Required task: Pictures stay out of the copy; set down each line of the listing below exactly.

Material provided:
********************

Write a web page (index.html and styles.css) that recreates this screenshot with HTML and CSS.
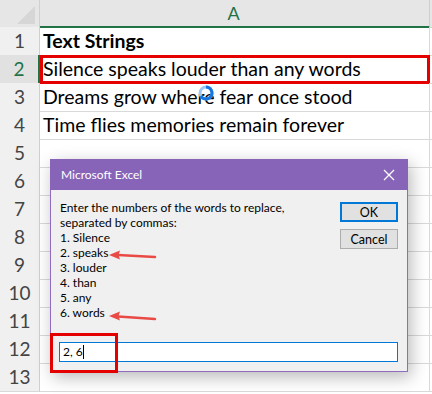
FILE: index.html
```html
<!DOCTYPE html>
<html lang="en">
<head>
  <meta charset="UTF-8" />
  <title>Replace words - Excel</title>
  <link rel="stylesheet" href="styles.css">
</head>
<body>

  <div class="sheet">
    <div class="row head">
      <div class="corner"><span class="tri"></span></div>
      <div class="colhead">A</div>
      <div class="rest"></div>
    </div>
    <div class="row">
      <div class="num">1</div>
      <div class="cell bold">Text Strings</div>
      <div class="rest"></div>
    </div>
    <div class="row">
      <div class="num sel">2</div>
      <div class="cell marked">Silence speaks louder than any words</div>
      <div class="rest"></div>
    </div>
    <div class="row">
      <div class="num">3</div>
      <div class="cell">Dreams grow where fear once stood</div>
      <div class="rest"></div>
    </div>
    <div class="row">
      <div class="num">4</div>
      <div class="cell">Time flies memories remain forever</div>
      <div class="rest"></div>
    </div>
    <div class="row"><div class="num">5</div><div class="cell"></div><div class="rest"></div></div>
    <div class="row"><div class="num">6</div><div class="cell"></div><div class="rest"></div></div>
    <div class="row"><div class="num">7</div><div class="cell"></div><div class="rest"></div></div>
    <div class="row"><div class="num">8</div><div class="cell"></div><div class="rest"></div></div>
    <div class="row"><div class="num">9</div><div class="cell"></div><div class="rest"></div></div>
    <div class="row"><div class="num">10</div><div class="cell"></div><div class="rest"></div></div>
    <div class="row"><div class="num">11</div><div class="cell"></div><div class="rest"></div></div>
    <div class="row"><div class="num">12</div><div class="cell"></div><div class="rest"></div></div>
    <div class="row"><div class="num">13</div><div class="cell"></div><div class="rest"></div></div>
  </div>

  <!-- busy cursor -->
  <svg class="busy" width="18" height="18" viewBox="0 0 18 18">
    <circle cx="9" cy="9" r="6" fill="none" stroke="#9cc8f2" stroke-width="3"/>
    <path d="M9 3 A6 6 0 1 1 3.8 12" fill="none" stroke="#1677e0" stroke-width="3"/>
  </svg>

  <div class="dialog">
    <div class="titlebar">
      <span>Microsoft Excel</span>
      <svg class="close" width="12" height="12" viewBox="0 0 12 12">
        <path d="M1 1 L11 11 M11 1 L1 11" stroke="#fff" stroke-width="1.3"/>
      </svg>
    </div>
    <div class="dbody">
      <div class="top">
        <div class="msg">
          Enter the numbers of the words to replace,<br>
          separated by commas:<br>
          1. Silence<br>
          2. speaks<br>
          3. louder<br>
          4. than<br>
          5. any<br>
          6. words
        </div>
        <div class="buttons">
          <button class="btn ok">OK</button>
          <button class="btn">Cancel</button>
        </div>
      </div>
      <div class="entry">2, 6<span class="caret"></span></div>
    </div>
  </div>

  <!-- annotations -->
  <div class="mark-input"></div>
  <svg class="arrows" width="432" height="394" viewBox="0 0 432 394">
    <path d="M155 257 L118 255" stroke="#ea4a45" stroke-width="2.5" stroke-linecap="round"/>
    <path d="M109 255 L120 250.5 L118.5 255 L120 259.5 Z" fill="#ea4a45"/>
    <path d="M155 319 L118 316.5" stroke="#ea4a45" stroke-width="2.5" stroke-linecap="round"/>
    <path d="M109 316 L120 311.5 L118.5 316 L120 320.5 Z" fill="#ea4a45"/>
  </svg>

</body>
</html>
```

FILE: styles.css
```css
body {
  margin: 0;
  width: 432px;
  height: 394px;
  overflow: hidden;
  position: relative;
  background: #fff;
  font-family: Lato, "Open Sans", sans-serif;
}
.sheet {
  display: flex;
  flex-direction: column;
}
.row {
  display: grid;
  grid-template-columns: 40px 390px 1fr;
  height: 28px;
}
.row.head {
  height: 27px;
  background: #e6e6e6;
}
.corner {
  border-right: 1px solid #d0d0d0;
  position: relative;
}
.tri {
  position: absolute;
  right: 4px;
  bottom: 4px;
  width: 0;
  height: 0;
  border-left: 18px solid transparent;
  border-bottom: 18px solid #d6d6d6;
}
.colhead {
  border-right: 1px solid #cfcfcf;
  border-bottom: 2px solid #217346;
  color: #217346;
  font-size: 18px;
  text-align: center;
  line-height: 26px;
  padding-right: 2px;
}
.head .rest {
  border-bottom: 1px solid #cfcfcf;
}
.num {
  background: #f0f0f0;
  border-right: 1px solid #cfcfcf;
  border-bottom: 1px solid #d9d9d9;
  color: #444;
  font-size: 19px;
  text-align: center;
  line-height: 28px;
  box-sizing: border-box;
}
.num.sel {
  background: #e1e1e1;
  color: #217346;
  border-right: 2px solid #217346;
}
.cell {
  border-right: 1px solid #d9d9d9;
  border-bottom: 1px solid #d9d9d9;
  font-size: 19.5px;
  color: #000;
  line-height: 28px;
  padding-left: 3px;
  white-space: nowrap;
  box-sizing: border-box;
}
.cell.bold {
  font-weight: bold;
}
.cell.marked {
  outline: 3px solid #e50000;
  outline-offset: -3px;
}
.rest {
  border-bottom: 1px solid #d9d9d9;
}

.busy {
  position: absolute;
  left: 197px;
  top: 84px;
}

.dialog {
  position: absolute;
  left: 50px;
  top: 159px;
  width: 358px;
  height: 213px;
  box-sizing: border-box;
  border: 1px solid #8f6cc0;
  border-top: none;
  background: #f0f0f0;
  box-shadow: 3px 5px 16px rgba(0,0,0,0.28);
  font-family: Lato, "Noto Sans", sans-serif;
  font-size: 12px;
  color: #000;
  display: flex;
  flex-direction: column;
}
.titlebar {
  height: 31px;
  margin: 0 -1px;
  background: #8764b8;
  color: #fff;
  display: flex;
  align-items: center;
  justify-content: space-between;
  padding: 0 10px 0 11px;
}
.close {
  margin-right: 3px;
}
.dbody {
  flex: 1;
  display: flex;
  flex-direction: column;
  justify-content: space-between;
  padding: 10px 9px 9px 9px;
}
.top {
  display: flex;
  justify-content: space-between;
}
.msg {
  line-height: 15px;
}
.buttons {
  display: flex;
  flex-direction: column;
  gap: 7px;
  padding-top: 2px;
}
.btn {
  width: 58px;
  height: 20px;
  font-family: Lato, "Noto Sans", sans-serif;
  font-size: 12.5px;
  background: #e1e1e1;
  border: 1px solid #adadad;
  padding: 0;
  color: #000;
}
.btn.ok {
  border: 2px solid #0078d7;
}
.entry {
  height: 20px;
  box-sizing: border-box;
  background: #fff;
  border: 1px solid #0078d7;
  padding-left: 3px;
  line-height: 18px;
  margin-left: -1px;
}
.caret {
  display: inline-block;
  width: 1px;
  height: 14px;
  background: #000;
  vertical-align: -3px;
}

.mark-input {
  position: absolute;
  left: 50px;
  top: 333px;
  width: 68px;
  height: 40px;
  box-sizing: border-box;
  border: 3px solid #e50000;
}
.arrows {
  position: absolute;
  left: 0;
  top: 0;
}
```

********************

Response:
Write a web page (index.html and styles.css) that recreates this screenshot with HTML and CSS.
FILE: index.html
```html
<!DOCTYPE html>
<html lang="en">
<head>
  <meta charset="UTF-8" />
  <title>Replace words - Excel</title>
  <link rel="stylesheet" href="styles.css">
</head>
<body>

  <div class="sheet">
    <div class="row head">
      <div class="corner"><span class="tri"></span></div>
      <div class="colhead">A</div>
      <div class="rest"></div>
    </div>
    <div class="row">
      <div class="num">1</div>
      <div class="cell bold">Text Strings</div>
      <div class="rest"></div>
    </div>
    <div class="row">
      <div class="num sel">2</div>
      <div class="cell marked">Silence speaks louder than any words</div>
      <div class="rest"></div>
    </div>
    <div class="row">
      <div class="num">3</div>
      <div class="cell">Dreams grow where fear once stood</div>
      <div class="rest"></div>
    </div>
    <div class="row">
      <div class="num">4</div>
      <div class="cell">Time flies memories remain forever</div>
      <div class="rest"></div>
    </div>
    <div class="row"><div class="num">5</div><div class="cell"></div><div class="rest"></div></div>
    <div class="row"><div class="num">6</div><div class="cell"></div><div class="rest"></div></div>
    <div class="row"><div class="num">7</div><div class="cell"></div><div class="rest"></div></div>
    <div class="row"><div class="num">8</div><div class="cell"></div><div class="rest"></div></div>
    <div class="row"><div class="num">9</div><div class="cell"></div><div class="rest"></div></div>
    <div class="row"><div class="num">10</div><div class="cell"></div><div class="rest"></div></div>
    <div class="row"><div class="num">11</div><div class="cell"></div><div class="rest"></div></div>
    <div class="row"><div class="num">12</div><div class="cell"></div><div class="rest"></div></div>
    <div class="row"><div class="num">13</div><div class="cell"></div><div class="rest"></div></div>
  </div>

  <!-- busy cursor -->
  <svg class="busy" width="18" height="18" viewBox="0 0 18 18">
    <circle cx="9" cy="9" r="6" fill="none" stroke="#9cc8f2" stroke-width="3"/>
    <path d="M9 3 A6 6 0 1 1 3.8 12" fill="none" stroke="#1677e0" stroke-width="3"/>
  </svg>

  <div class="dialog">
    <div class="titlebar">
      <span>Microsoft Excel</span>
      <svg class="close" width="12" height="12" viewBox="0 0 12 12">
        <path d="M1 1 L11 11 M11 1 L1 11" stroke="#fff" stroke-width="1.3"/>
      </svg>
    </div>
    <div class="dbody">
      <div class="top">
        <div class="msg">
          Enter the numbers of the words to replace,<br>
          separated by commas:<br>
          1. Silence<br>
          2. speaks<br>
          3. louder<br>
          4. than<br>
          5. any<br>
          6. words
        </div>
        <div class="buttons">
          <button class="btn ok">OK</button>
          <button class="btn">Cancel</button>
        </div>
      </div>
      <div class="entry">2, 6<span class="caret"></span></div>
    </div>
  </div>

  <!-- annotations -->
  <div class="mark-input"></div>
  <svg class="arrows" width="432" height="394" viewBox="0 0 432 394">
    <path d="M155 257 L118 255" stroke="#ea4a45" stroke-width="2.5" stroke-linecap="round"/>
    <path d="M109 255 L120 250.5 L118.5 255 L120 259.5 Z" fill="#ea4a45"/>
    <path d="M155 319 L118 316.5" stroke="#ea4a45" stroke-width="2.5" stroke-linecap="round"/>
    <path d="M109 316 L120 311.5 L118.5 316 L120 320.5 Z" fill="#ea4a45"/>
  </svg>

</body>
</html>
```

FILE: styles.css
```css
body {
  margin: 0;
  width: 432px;
  height: 394px;
  overflow: hidden;
  position: relative;
  background: #fff;
  font-family: Lato, "Open Sans", sans-serif;
}
.sheet {
  display: flex;
  flex-direction: column;
}
.row {
  display: grid;
  grid-template-columns: 40px 390px 1fr;
  height: 28px;
}
.row.head {
  height: 27px;
  background: #e6e6e6;
}
.corner {
  border-right: 1px solid #d0d0d0;
  position: relative;
}
.tri {
  position: absolute;
  right: 4px;
  bottom: 4px;
  width: 0;
  height: 0;
  border-left: 18px solid transparent;
  border-bottom: 18px solid #d6d6d6;
}
.colhead {
  border-right: 1px solid #cfcfcf;
  border-bottom: 2px solid #217346;
  color: #217346;
  font-size: 18px;
  text-align: center;
  line-height: 26px;
  padding-right: 2px;
}
.head .rest {
  border-bottom: 1px solid #cfcfcf;
}
.num {
  background: #f0f0f0;
  border-right: 1px solid #cfcfcf;
  border-bottom: 1px solid #d9d9d9;
  color: #444;
  font-size: 19px;
  text-align: center;
  line-height: 28px;
  box-sizing: border-box;
}
.num.sel {
  background: #e1e1e1;
  color: #217346;
  border-right: 2px solid #217346;
}
.cell {
  border-right: 1px solid #d9d9d9;
  border-bottom: 1px solid #d9d9d9;
  font-size: 19.5px;
  color: #000;
  line-height: 28px;
  padding-left: 3px;
  white-space: nowrap;
  box-sizing: border-box;
}
.cell.bold {
  font-weight: bold;
}
.cell.marked {
  outline: 3px solid #e50000;
  outline-offset: -3px;
}
.rest {
  border-bottom: 1px solid #d9d9d9;
}

.busy {
  position: absolute;
  left: 197px;
  top: 84px;
}

.dialog {
  position: absolute;
  left: 50px;
  top: 159px;
  width: 358px;
  height: 213px;
  box-sizing: border-box;
  border: 1px solid #8f6cc0;
  border-top: none;
  background: #f0f0f0;
  box-shadow: 3px 5px 16px rgba(0,0,0,0.28);
  font-family: Lato, "Noto Sans", sans-serif;
  font-size: 12px;
  color: #000;
  display: flex;
  flex-direction: column;
}
.titlebar {
  height: 31px;
  margin: 0 -1px;
  background: #8764b8;
  color: #fff;
  display: flex;
  align-items: center;
  justify-content: space-between;
  padding: 0 10px 0 11px;
}
.close {
  margin-right: 3px;
}
.dbody {
  flex: 1;
  display: flex;
  flex-direction: column;
  justify-content: space-between;
  padding: 10px 9px 9px 9px;
}
.top {
  display: flex;
  justify-content: space-between;
}
.msg {
  line-height: 15px;
}
.buttons {
  display: flex;
  flex-direction: column;
  gap: 7px;
  padding-top: 2px;
}
.btn {
  width: 58px;
  height: 20px;
  font-family: Lato, "Noto Sans", sans-serif;
  font-size: 12.5px;
  background: #e1e1e1;
  border: 1px solid #adadad;
  padding: 0;
  color: #000;
}
.btn.ok {
  border: 2px solid #0078d7;
}
.entry {
  height: 20px;
  box-sizing: border-box;
  background: #fff;
  border: 1px solid #0078d7;
  padding-left: 3px;
  line-height: 18px;
  margin-left: -1px;
}
.caret {
  display: inline-block;
  width: 1px;
  height: 14px;
  background: #000;
  vertical-align: -3px;
}

.mark-input {
  position: absolute;
  left: 50px;
  top: 333px;
  width: 68px;
  height: 40px;
  box-sizing: border-box;
  border: 3px solid #e50000;
}
.arrows {
  position: absolute;
  left: 0;
  top: 0;
}
```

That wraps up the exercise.